Hope you like a small one

I have for many years subscribed to the KISS principle (Keep It Simple, Stupid; and will accede to stupidity)The evening meal is the evening meal, End of.
Whilst you are sleeping, you are extremeley unlikely to eat: you are fasting. When you awake, the first food that you consume effectively breaks that fast, hence many English language users would call that Break Fast, usually presented as breakfast, though the French, of course, call it a little meal. (My son used to take his breakfast to bed to eat before he slept to save time in the morning, he's now a nearly 50 yo director af a multinatioanal who considers his own just teenage son wierd!).
Here in the UK, the norm is possibly for the next meal to be post-noon, 13:00–14:00, often called lunch, though in publishing we tended to have working lunches from about 12:30 to 16:45 — one had to get back to the office, There may have been a coffee/tea-break around 11:00, often called 'Eleveses'.
High Tea, a delicate and formal arrnagement, beloved of the Hibernians, was a comparitive rarity, but could be indulged if one had not had a working lunch, usually taken about 15:00.
Dinner was taken either at home, between 17:00 and 18:50 if young children involved, or 19:30 onwards if involving adults either at home or elsewhere.
Supper is a late light repast to stave of the hunger pangs of the nights' sleep and enforced fast.
Fortunately, having reached the maturer non-paid working years, today the first meal is effectively Brunch, there may be a mid-afternoon coffee and chockie biscuit (pity no café und kuchen), followed by a relatively light evening repast: might nibble on cheese and biscuits later with the wine.
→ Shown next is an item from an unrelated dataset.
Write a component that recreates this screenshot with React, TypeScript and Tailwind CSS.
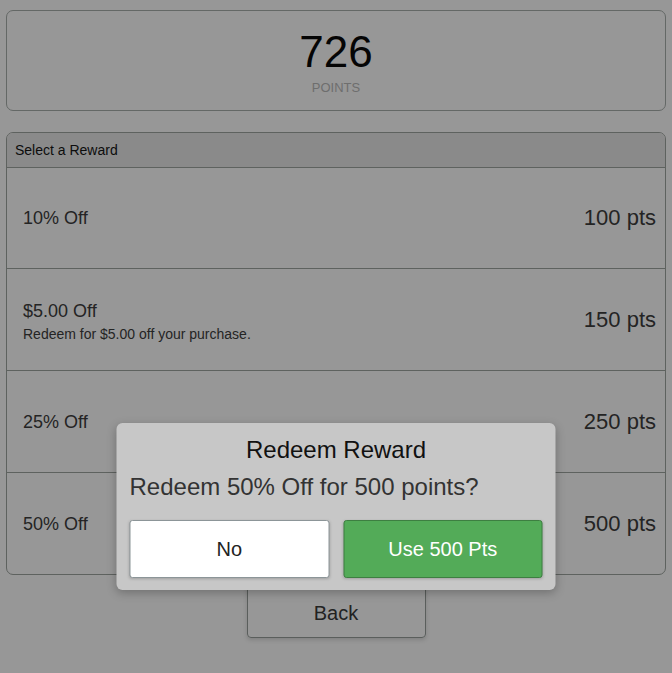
export default function App() {
  const rewards = [
    { name: "10% Off", desc: "", pts: 100 },
    { name: "$5.00 Off", desc: "Redeem for $5.00 off your purchase.", pts: 150 },
    { name: "25% Off", desc: "", pts: 250 },
    { name: "50% Off", desc: "", pts: 500 },
  ];

  return (
    <div
      className="relative min-h-screen w-full bg-[#979797] text-[#242424] overflow-hidden"
      style={{ fontFamily: '"Liberation Sans", Arial, sans-serif' }}
    >
      <div className="px-[6px] pt-[10px]">
        {/* points */}
        <div className="h-[101px] rounded-[7px] border border-[#646866] flex flex-col items-center pt-[16px]">
          <div className="text-[44px] leading-[50px] text-[#050505]">726</div>
          <div className="mt-[3px] text-[13px] leading-[16px] text-[#6e6e6e]">POINTS</div>
        </div>

        {/* rewards list */}
        <div className="mt-[21px] rounded-[7px] border border-[#5e625f] overflow-hidden">
          <div className="h-[35px] bg-[#8a8a8a] border-b border-[#5e625f] flex items-center px-[8px] text-[14px] text-[#0d0d0d]">
            Select a Reward
          </div>
          {rewards.map((r, i) => (
            <div
              key={i}
              className={
                "flex items-center justify-between pl-[16px] pr-[9px] " +
                (i > 0 ? "h-[102px] border-t border-[#5e625f]" : "h-[100px]")
              }
            >
              <div className={r.desc ? "pt-[4px]" : ""}>
                <div className="text-[18px] leading-[22px]">{r.name}</div>
                {r.desc && <div className="text-[14px] leading-[18px] mt-[3px]">{r.desc}</div>}
              </div>
              <div className="text-[22px] leading-[26px]">{r.pts} pts</div>
            </div>
          ))}
        </div>

        <div className="flex justify-center mt-[8px]">
          <button className="w-[179px] h-[55px] pt-[5px] rounded-[4px] border border-[#5a5e5c] text-[20px] text-[#222] shadow-[0_2px_4px_rgba(0,0,0,0.15)]">
            Back
          </button>
        </div>
      </div>

      {/* redeem dialog */}
      <div className="absolute top-[423px] left-1/2 -translate-x-1/2 w-[439px] h-[167px] rounded-[6px] bg-[#c7c7c7] shadow-[0_3px_10px_rgba(0,0,0,0.25)] px-[13px] pt-[12px]">
        <div className="text-center text-[24px] leading-[30px] text-[#111]">Redeem Reward</div>
        <div className="mt-[7px] text-[24px] leading-[30px] text-[#333]">Redeem 50% Off for 500 points?</div>
        <div className="mt-[18px] flex gap-[14px]">
          <button className="w-[200px] h-[58px] rounded-[3px] bg-white border border-[#8c9598] text-[20px] text-[#222] shadow-[0_1px_3px_rgba(0,0,0,0.2)]">
            No
          </button>
          <button className="w-[200px] h-[58px] rounded-[3px] bg-[#53ab58] border border-[#3d7f41] text-[20px] text-white shadow-[0_1px_3px_rgba(0,0,0,0.2)]">
            Use 500 Pts
          </button>
        </div>
      </div>
    </div>
  );
}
I have a question: we were discussing vaccination (covid but in general), and my statement (we're post-war, pre NHS Brits born in 1946) was 'well we all had to have rhe smallpox vaccination as babies, no choice, no question,' to which the response by (Welsh wife) 'there was an outbreak in Cardiff in the fifties and we had ours then …'. 'No' said I 'we had them as babies': further down that road, — 'of course I can't remember, I was a baby, I can't remember my foreskin being removed either, I was probably about 8-days old'! Engendered a look of disbelief. Is it vaguely possible that my wife of 55 years did/does not realise I'm circumcised?